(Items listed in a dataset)
++++

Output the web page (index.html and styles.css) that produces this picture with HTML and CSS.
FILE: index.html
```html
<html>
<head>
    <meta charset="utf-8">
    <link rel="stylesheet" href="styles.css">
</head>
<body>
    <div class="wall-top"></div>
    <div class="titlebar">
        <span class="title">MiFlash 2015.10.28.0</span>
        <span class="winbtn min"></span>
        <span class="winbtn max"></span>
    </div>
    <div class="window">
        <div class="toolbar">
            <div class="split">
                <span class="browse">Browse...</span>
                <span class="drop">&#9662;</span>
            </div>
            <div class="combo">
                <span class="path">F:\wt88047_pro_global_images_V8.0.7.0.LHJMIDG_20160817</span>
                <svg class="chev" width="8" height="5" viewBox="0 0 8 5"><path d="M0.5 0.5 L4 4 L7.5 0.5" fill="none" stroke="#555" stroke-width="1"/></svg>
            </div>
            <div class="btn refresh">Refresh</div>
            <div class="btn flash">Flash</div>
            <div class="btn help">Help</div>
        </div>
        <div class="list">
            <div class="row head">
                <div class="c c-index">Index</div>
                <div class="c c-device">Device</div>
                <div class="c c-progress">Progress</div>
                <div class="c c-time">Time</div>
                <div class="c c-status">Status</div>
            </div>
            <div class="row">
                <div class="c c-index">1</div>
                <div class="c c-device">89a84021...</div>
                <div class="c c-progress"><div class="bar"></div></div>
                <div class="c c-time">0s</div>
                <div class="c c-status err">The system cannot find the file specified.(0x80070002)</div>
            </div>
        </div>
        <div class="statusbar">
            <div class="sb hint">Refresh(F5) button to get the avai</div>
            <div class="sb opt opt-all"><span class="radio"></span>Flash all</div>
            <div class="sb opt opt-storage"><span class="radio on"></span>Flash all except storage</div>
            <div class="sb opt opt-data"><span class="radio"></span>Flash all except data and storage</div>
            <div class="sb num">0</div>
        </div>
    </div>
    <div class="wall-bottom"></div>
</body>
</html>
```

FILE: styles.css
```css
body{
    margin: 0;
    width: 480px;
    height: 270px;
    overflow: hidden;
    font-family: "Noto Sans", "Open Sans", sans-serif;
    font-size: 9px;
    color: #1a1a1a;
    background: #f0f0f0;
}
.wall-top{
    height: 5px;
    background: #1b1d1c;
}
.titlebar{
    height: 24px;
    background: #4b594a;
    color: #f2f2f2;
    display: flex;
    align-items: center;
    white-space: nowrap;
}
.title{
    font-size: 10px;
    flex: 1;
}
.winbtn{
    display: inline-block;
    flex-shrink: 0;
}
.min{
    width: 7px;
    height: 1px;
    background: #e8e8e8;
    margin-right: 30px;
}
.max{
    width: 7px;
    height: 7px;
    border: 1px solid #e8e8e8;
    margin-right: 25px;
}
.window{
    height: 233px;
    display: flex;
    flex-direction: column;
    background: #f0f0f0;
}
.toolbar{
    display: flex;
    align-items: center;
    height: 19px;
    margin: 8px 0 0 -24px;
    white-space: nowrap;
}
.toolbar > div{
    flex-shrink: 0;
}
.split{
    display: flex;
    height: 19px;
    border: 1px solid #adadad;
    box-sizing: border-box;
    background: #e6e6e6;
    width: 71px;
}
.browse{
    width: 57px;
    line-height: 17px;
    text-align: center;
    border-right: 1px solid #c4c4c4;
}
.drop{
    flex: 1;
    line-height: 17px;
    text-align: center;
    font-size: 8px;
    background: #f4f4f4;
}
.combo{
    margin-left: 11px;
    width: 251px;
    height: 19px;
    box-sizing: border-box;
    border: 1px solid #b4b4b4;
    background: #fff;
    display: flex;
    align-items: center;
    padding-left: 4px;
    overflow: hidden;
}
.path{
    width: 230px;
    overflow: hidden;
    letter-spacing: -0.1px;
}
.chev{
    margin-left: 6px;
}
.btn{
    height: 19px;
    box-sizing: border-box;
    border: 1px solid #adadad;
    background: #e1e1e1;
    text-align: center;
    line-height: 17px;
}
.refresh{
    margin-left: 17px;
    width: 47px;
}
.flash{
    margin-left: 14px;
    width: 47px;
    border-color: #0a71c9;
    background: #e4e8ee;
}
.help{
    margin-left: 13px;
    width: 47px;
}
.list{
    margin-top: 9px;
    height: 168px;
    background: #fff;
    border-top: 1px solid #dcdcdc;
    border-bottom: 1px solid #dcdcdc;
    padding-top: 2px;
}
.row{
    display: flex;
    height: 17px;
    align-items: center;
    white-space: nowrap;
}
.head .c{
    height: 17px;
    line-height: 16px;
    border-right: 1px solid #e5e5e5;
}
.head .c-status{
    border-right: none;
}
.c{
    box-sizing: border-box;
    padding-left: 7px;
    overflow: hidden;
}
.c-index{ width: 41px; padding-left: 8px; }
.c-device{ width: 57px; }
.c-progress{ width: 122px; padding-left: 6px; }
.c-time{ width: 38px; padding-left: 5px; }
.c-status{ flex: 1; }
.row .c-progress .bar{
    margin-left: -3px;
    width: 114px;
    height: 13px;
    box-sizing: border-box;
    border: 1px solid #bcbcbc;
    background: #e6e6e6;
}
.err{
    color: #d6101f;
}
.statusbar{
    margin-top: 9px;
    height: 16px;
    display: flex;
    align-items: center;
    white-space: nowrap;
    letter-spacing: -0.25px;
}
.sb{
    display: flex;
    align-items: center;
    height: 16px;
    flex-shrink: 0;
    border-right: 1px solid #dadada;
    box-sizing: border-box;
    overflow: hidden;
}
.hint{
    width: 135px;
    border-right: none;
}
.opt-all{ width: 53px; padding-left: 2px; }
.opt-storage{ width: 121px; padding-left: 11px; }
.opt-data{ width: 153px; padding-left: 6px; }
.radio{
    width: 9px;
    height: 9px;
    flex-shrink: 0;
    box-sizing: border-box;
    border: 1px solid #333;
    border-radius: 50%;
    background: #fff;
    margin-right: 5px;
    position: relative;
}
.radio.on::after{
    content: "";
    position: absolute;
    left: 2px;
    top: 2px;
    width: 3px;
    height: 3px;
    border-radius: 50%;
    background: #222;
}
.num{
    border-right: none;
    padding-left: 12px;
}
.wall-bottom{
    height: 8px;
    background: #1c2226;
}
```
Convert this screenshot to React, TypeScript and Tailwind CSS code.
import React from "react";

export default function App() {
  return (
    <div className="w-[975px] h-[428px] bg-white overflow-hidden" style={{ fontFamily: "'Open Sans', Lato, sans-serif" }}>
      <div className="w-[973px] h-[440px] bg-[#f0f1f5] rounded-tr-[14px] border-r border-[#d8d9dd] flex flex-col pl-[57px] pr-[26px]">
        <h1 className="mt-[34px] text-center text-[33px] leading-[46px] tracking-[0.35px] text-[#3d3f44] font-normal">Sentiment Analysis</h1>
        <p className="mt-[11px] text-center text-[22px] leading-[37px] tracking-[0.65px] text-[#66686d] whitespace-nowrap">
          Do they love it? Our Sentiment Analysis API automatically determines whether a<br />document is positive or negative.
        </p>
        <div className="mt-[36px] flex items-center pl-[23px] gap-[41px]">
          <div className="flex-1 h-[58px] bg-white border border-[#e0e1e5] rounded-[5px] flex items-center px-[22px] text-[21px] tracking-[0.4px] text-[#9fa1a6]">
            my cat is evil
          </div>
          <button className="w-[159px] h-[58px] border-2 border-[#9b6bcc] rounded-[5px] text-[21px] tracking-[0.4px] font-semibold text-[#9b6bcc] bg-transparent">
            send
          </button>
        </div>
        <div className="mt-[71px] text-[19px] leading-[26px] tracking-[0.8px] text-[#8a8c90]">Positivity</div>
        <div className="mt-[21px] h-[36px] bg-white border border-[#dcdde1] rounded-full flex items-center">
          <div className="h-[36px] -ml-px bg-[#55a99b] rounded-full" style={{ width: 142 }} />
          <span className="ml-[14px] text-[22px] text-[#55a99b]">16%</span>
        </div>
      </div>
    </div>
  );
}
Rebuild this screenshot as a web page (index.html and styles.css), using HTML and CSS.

++++

■ **AIM OF THE TASK**: What is the number of lines in the records above that include the word "page"? Reply with that number and nothing more.

■ **THE COMPLETED TASK**: 2